■ Provided material:
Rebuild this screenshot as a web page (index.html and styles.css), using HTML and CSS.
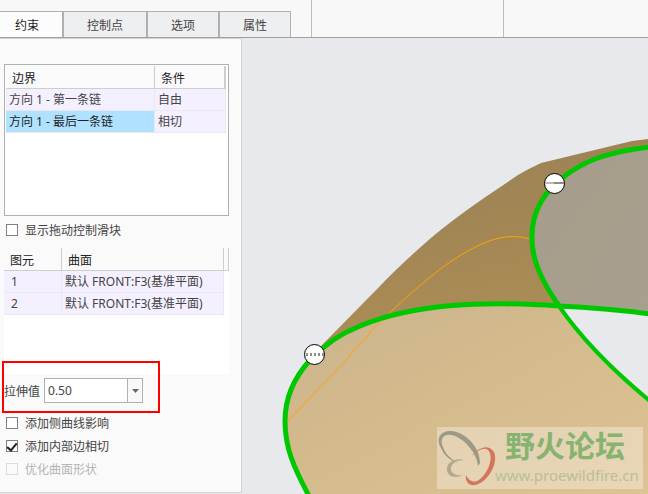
FILE: index.html
```
<!DOCTYPE html>
<html lang="zh-CN">
<head>
<meta charset="UTF-8">
<meta name="viewport" content="width=device-width, initial-scale=1.0">
<title>约束</title>
<link rel="stylesheet" href="styles.css">
</head>
<body>
    <header class="toolbar">
        <nav class="tabs">
            <button type="button" class="tab tab-first active">约束</button>
            <button type="button" class="tab tab-wide">控制点</button>
            <button type="button" class="tab">选项</button>
            <button type="button" class="tab">属性</button>
        </nav>
        <div class="tool-group"></div>
        <div class="tool-rest"></div>
    </header>

    <main class="workspace">
        <form class="panel">
            <div class="list-box">
                <table class="grid bounds">
                    <thead>
                        <tr><th class="col-bound">边界</th><th>条件</th></tr>
                    </thead>
                    <tbody>
                        <tr><td>方向 1 - 第一条链</td><td>自由</td></tr>
                        <tr><td class="selected">方向 1 - 最后一条链</td><td>相切</td></tr>
                    </tbody>
                </table>
            </div>

            <div class="check">
                <input type="checkbox" id="drag">
                <label for="drag">显示拖动控制滑块</label>
            </div>

            <div class="entity-box">
                <table class="grid entities">
                    <thead>
                        <tr><th class="col-entity">图元</th><th>曲面</th><th class="col-end"></th></tr>
                    </thead>
                    <tbody>
                        <tr><td>1</td><td>默认 FRONT:F3(基准平面)</td></tr>
                        <tr><td>2</td><td>默认 FRONT:F3(基准平面)</td></tr>
                    </tbody>
                </table>
            </div>

            <div class="stretch">
                <label for="stretch">拉伸值</label>
                <div class="combo">
                    <input type="text" id="stretch" value="0.50">
                    <button type="button" aria-label="拉伸值列表">
                        <svg width="7" height="4" viewBox="0 0 7 4"><path d="M0 0h7L3.5 4z" fill="#666"/></svg>
                    </button>
                </div>
                <div class="highlight"></div>
            </div>

            <div class="options">
                <div class="check">
                    <input type="checkbox" id="side">
                    <label for="side">添加侧曲线影响</label>
                </div>
                <div class="check">
                    <input type="checkbox" id="inner" checked>
                    <label for="inner">添加内部边相切</label>
                </div>
                <div class="check">
                    <input type="checkbox" id="optimize" disabled>
                    <label for="optimize">优化曲面形状</label>
                </div>
            </div>
        </form>

        <section class="viewport">
            <svg class="model" viewBox="242 38 406 456" preserveAspectRatio="xMinYMin slice">
                <defs>
                    <linearGradient id="brown" x1="0" y1="0" x2="0.3" y2="1">
                        <stop offset="0" stop-color="#9a8158"/>
                        <stop offset="0.5" stop-color="#a28654"/>
                        <stop offset="1" stop-color="#ad8e57"/>
                    </linearGradient>
                    <linearGradient id="tan" x1="0" y1="0" x2="1" y2="1">
                        <stop offset="0" stop-color="#cab28e"/>
                        <stop offset="0.45" stop-color="#d4bb8c"/>
                        <stop offset="1" stop-color="#dec393"/>
                    </linearGradient>
                    <linearGradient id="grey" x1="0" y1="0" x2="1" y2="1">
                        <stop offset="0" stop-color="#a69c8b"/>
                        <stop offset="1" stop-color="#a8a08e"/>
                    </linearGradient>
                </defs>

                <!-- outer surface -->
                <path fill="url(#brown)" d="M660 139H648L632 141L541 163Q530 168 518 175L484 198Q445 225 423 245Q397 268 380 286L323 344L314 354L345 345L559 306L648 148Z"/>
                <!-- inner face -->
                <path fill="url(#grey)" d="M648 147C605 152 584 162 566 175C547 189 532 209 532 236C531 260 543 283 559 306Q606 308 648 314Z"/>
                <!-- front surface -->
                <path fill="url(#tan)" d="M559 306C485 301 415 303 360 326C327 339 285 372 285 421C285 447 293 466 309 496H648V399C616 373 581 338 559 306Z"/>

                <path class="guide" d="M287 422L345 361L377 325C412 291 435 272 456 258C488 238 508 233 530 239"/>
                <path class="edge" d="M650 147C605 152 584 162 566 175C547 189 532 209 532 236C531 260 543 283 559 306"/>
                <path class="edge thin" d="M559 306C581 338 616 373 650 401"/>
                <path class="edge" d="M650 314Q606 308 559 306C485 301 415 303 360 326C327 339 285 372 285 421C285 447 293 466 309 496"/>

                <circle class="handle" cx="554.5" cy="183.5" r="10"/>
                <path d="M545 183h10" stroke="#bdbba9" stroke-width="2"/>
                <path d="M554 183h10" stroke="#8d8d82" stroke-width="2"/>
                <circle class="handle" cx="314.5" cy="354.5" r="10"/>
                <path d="M306 354.500h18" stroke="#8d8d82" stroke-width="3" stroke-dasharray="2 2"/>

                <!-- forum mark -->
                <rect x="437" y="427" width="206" height="62" fill="#fff" fill-opacity="0.33"/>
                <path fill="#9b9a84" d="M441 448C435 437 442 430 452 431C466 433 480 447 480 463L478 466C477 453 465 440 455 436C444 432 439 439 443 447C446 456 453 460 458 463C449 460 444 455 441 448Z"/>
                <path fill="#b1a98d" d="M464 460C455 457 446 463 447 470C448 478 457 478 463 475C457 476 452 474 451 470C450 464 456 460 464 460Z"/>
                <path fill="#d5765b" d="M471 457C479 446 489 444 494 452C499 464 487 483 475 485C468 486 465 481 466 475C469 481 474 484 480 479C489 472 494 456 488 450C484 447 478 450 471 457Z"/>
                <text class="mark-name" x="505" y="457">野火论坛</text>
                <text class="mark-url" x="495" y="481">www.proewildfire.cn</text>
            </svg>
        </section>
    </main>
</body>
</html>
```
FILE: styles.css
```
* {
    box-sizing: border-box;
}

body {
    margin: 0;
    min-height: 100vh;
    display: flex;
    flex-direction: column;
    font-family: "Noto Sans", "Noto Sans CJK SC", sans-serif;
    font-size: 12px;
    color: #444;
    background-color: #e8e9ed;
}

button, input {
    font: inherit;
    color: inherit;
    margin: 0;
    padding: 0;
}

.toolbar {
    display: flex;
    height: 38px;
    background-color: #f8f8f8;
    border-bottom: 1px solid #a0a0a4;
}

.tabs {
    display: flex;
    align-items: flex-end;
    width: 311px;
}

.tab {
    width: 72px;
    height: 26px;
    border: 1px solid #aeb0b2;
    border-bottom: none;
    background-color: #eeeff1;
}

.tab-first {
    width: 63px;
    border-left: none;
    padding-right: 8px;
}

.tab-wide {
    width: 84px;
}

.tab.active {
    background-color: #fcfcfc;
    color: #222;
}

.tool-group {
    width: 193px;
    border-left: 1px solid #bcbcbc;
    border-right: 1px solid #bcbcbc;
}

.tool-rest {
    flex: 1;
}

.workspace {
    flex: 1;
    display: grid;
    grid-template-columns: 242px 1fr;
}

.panel {
    padding: 25px 12px 8px 4px;
    margin-bottom: 1px;
    background-color: #fafafa;
    border: 1px solid #d2d3d5;
    border-left: none;
}

.list-box {
    height: 152px;
    padding: 1px;
    background-color: #fff;
    border: 1px solid #aeb0b2;
}

.grid {
    border-spacing: 0;
    table-layout: fixed;
}

.grid th {
    height: 23px;
    padding: 2px 0 0 6px;
    font-weight: normal;
    text-align: left;
    color: #222;
    background-color: #fafafa;
    border-right: 1px solid #ccced0;
    border-bottom: 1px solid #ccced0;
}

.grid td {
    height: 22px;
    padding: 0 0 1px 3px;
    white-space: nowrap;
    background-color: #f5f0ff;
    border-right: 1px solid #e8e8ee;
    border-bottom: 1px solid #e8e8ee;
}

.bounds {
    width: 220px;
}

.bounds .col-bound {
    width: 149px;
}

.bounds th:last-child {
    border-right-width: 2px;
}

.grid .selected {
    color: #222;
    background-color: #b0e2ff;
}

.check {
    display: flex;
    align-items: center;
    gap: 7px;
    height: 23px;
    padding-left: 2px;
}

.check input {
    appearance: none;
    display: grid;
    place-items: center;
    width: 12px;
    height: 12px;
    border: 1px solid #808080;
    background-color: #fff;
}

.check input:checked::after {
    content: "";
    width: 4px;
    height: 8px;
    margin-bottom: 2px;
    border: solid #222;
    border-width: 0 2px 2px 0;
    transform: rotate(40deg);
}

.check input:disabled {
    border-color: #ddd;
    background-color: #fafafa;
}

.check input:disabled + label {
    color: #b4b4b4;
}

.list-box + .check {
    margin: 2px 0 7px;
}

.entity-box {
    height: 126px;
    background-color: #fff;
}

.entities {
    width: 225px;
}

.entities .col-entity {
    width: 58px;
}

.entities .col-end {
    width: 5px;
    padding: 0;
}

.entities td:first-child {
    padding-left: 7px;
}

.stretch {
    position: relative;
    display: flex;
    align-items: center;
    gap: 4px;
    margin-top: 4px;
}

.combo {
    display: flex;
    width: 99px;
    height: 25px;
    border: 1px solid #aeb0b2;
    background-color: #fff;
}

.combo input {
    flex: 1;
    min-width: 0;
    padding-left: 3px;
    border: none;
    background: none;
}

.combo button {
    display: grid;
    place-items: center;
    width: 15px;
    border: none;
    border-left: 1px solid #aeb0b2;
    background-color: #f8f8f8;
}

.highlight {
    position: absolute;
    top: -17px;
    left: -2px;
    width: 158px;
    height: 52px;
    border: 2px solid #f00;
    pointer-events: none;
}

.options {
    margin-top: 8px;
}

.viewport {
    position: relative;
    overflow: hidden;
}

.model {
    position: absolute;
    width: 100%;
    height: 100%;
}

.edge {
    fill: none;
    stroke: #00c800;
    stroke-width: 5;
}

.edge.thin {
    stroke-width: 4;
}

.guide {
    fill: none;
    stroke: #ffa500;
    stroke-width: 1;
}

.handle {
    fill: #fff;
    stroke: #000;
    stroke-width: 1;
}

.mark-name {
    font-family: "Noto Sans CJK SC", sans-serif;
    font-size: 30px;
    font-weight: bold;
    fill: #87b371;
}

.mark-url {
    font-family: "Noto Sans", sans-serif;
    font-size: 15px;
    fill: #b9bf98;
}
```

■ Written instruction:
Find the word "html" and list each line it appears in.

■ Expected answer:
Rebuild this screenshot as a web page (index.html and styles.css), using HTML and CSS.
FILE: index.html
<!DOCTYPE html>
<html lang="zh-CN">
</html>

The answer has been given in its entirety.